DEIANIRA: Friends, while our guest is parleying in the house
With the girl-captives, on the point to go,
I am come forth to you in private, first
Wishing to tell you my devices, next
To be condoled with for my injuries.
For I have taken to my house a maid--
A maid no more, but mated, to my thinking--
Even as a shipman takes a load on board,
A losing bargain for my heart! And now
We two abide beneath one coverlet
To be embraced. This reward Heracles--
Faithful and good as we reputed him--
Sends, in return for my long house-tending.
And him I cannot be indignant with,
Often afflicted by this malady;
But to keep house with her, and to go shares
In the same marriage-bond--what wife could do it?
For I see bloom on her side coming on,
And on mine fading; and of such an eye
Will pick the flower, and eschew the rest.
This, then, is what I fear; lest Heracles
Come to be called my consort, but her mate,
The younger woman. Still it is not well
A wife who has discretion, as I said,
Should become wroth; rather in what way, friends,
I may find easement, to deliver me,
Lo, I will tell you. I have long possessed
A keepsake of a monster of old time,
Put by in a brass vessel, which I took
When yet a girl, out of the mortal wound
Of the shag-bosomed Nessus, as he died;
Who used to carry men across the ford
Of the Evenus, a deep stream, for hire,
With his mere hands, plying without oar or sail.
He, when I first with Heracles a bride
Went, at my sire's disposing, carried me
Upon his back, when he was in mid-passage,
Touched me with wanton hands.
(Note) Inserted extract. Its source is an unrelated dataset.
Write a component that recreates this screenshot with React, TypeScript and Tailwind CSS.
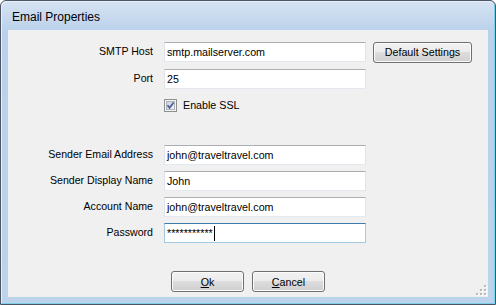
import React from "react";

const FONT = { fontFamily: '"Liberation Sans", Arial, sans-serif' };

function TextBox({ value, focused }: { value: string; focused?: boolean }) {
  return (
    <div
      className={
        "ml-[11px] flex h-[20px] w-[202px] items-center border bg-white pl-[2px] text-[10.7px] text-black " +
        (focused
          ? "border-[#a4c9e3] border-t-[#3d7bad]"
          : "border-[#e2e3ea] border-t-[#abadb3] border-b-[#e3e9ef]")
      }
    >
      {value}
      {focused && <span className="ml-[1px] h-[15px] w-[1px] bg-black" />}
    </div>
  );
}

function Row({
  label,
  value,
  focused,
  className = "",
  children,
}: {
  label: string;
  value: string;
  focused?: boolean;
  className?: string;
  children?: React.ReactNode;
}) {
  return (
    <div className={"flex items-start " + className}>
      <div className="flex h-[20px] w-[145px] items-center justify-end text-[10.6px] text-black">
        {label}
      </div>
      <TextBox value={value} focused={focused} />
      {children}
    </div>
  );
}

function Button({ children, className = "" }: { children: React.ReactNode; className?: string }) {
  return (
    <div
      className={
        "flex h-[21px] items-center justify-center rounded-[3px] border border-[#707070] bg-[linear-gradient(to_bottom,#f2f2f2_0%,#ebebeb_50%,#dddddd_50%,#cfcfcf_100%)] text-[10.7px] text-black shadow-[inset_0_0_0_1px_#fbfbfb] " +
        className
      }
    >
      {children}
    </div>
  );
}

function CheckBox() {
  return (
    <svg width="13" height="13" viewBox="0 0 13 13">
      <defs>
        <linearGradient id="cb" x1="0" y1="0" x2="1" y2="1">
          <stop offset="0" stopColor="#cbcfd5" />
          <stop offset="1" stopColor="#f6f6f6" />
        </linearGradient>
      </defs>
      <rect x="0.5" y="0.5" width="12" height="12" fill="#f4f4f4" stroke="#8e8f8f" />
      <rect x="2.5" y="2.5" width="8" height="8" fill="url(#cb)" stroke="#aeb3b9" />
      <path d="M3.5 6.3 L5.6 8.8 L9.6 3.4" fill="none" stroke="#4a5f97" strokeWidth="1.7" />
    </svg>
  );
}

function Grip() {
  const dots = [
    [9, 1],
    [9, 5],
    [5, 5],
    [9, 9],
    [5, 9],
    [1, 9],
  ];
  return (
    <svg width="12" height="12" viewBox="0 0 12 12" className="absolute bottom-[1px] right-[1px]">
      {dots.map(([x, y], i) => (
        <g key={i}>
          <rect x={x + 1} y={y + 1} width="2" height="2" fill="#ffffff" />
          <rect x={x} y={y} width="2" height="2" fill="#b9b9b9" />
        </g>
      ))}
    </svg>
  );
}

export default function App() {
  return (
    <div className="h-[305px] w-[496px] bg-white" style={FONT}>
      <div className="flex h-[305px] w-[496px] flex-col rounded-t-[6px] border border-[#4b5563] bg-[linear-gradient(to_bottom,#d6e3f3_0px,#bad1eb_30px,#bcd3ec_100%)] px-[7px] pb-[7px] shadow-[inset_-1px_-1px_0_#7fcfeb,inset_1px_1px_0_#e8f0f9]">
        <div className="-mx-[7px] flex h-[29px] items-center pl-[11px] pt-[3px] text-[12px] text-black">
          Email Properties
        </div>

        <div className="relative flex-1 bg-[#f0f0f0] pt-[12px]">
          <Row label="SMTP Host" value="smtp.mailserver.com">
            <Button className="ml-[7px] w-[99px]">Default Settings</Button>
          </Row>
          <Row label="Port" value="25" className="mt-[6px]" />

          <div className="mt-[8px] flex items-center pl-[156px]">
            <CheckBox />
            <span className="ml-[6px] text-[10.7px] text-black">Enable SSL</span>
          </div>

          <Row label="Sender Email Address" value="john@traveltravel.com" className="mt-[32px]" />
          <Row label="Sender Display Name" value="John" className="mt-[6px]" />
          <Row label="Account Name" value="john@traveltravel.com" className="mt-[6px]" />
          <Row label="Password" value="***********" focused className="mt-[6px]" />

          <div className="mt-[28px] flex gap-[8px] pl-[163px]">
            <Button className="w-[73px]">
              <span className="underline">O</span>k
            </Button>
            <Button className="w-[73px]">
              <span className="underline">C</span>ancel
            </Button>
          </div>

          <Grip />
        </div>
      </div>
    </div>
  );
}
And I cried out;
And straight the son of Jove turned, and his hands
Launched a winged shaft; and it whizzed through the breast,
Into his lungs. And as the brute expired,
He spake these words; "Child of old Œneus,
If you will hear, you shall have this much profit,
Seeing you were my last of passengers,
Out of my ferrying; for if you collect
The gore that stiffens round my deadly wound,
Just where the black envenomed shafts were dipped
In blood of the Lernæan water-snake,
A medicine for the heart of Heracles
It shall be to you; so that he shall love
No woman whom he looks on, more than you."
Mindful of this, my friends--for since his death
It has been carefully locked up at home--
I dipped this tunic, and threw in the whole
Of what he told me just before he died.
This has been done. Now never may I know--
Never be taught--malign experiments;
Nay, those who try them I detest; but if
Against this girl by charms I may prevail,
And by a philtre used on Heracles--
Why, means have been supplied; unless I seem
Busied in vain; if so, I will not do it.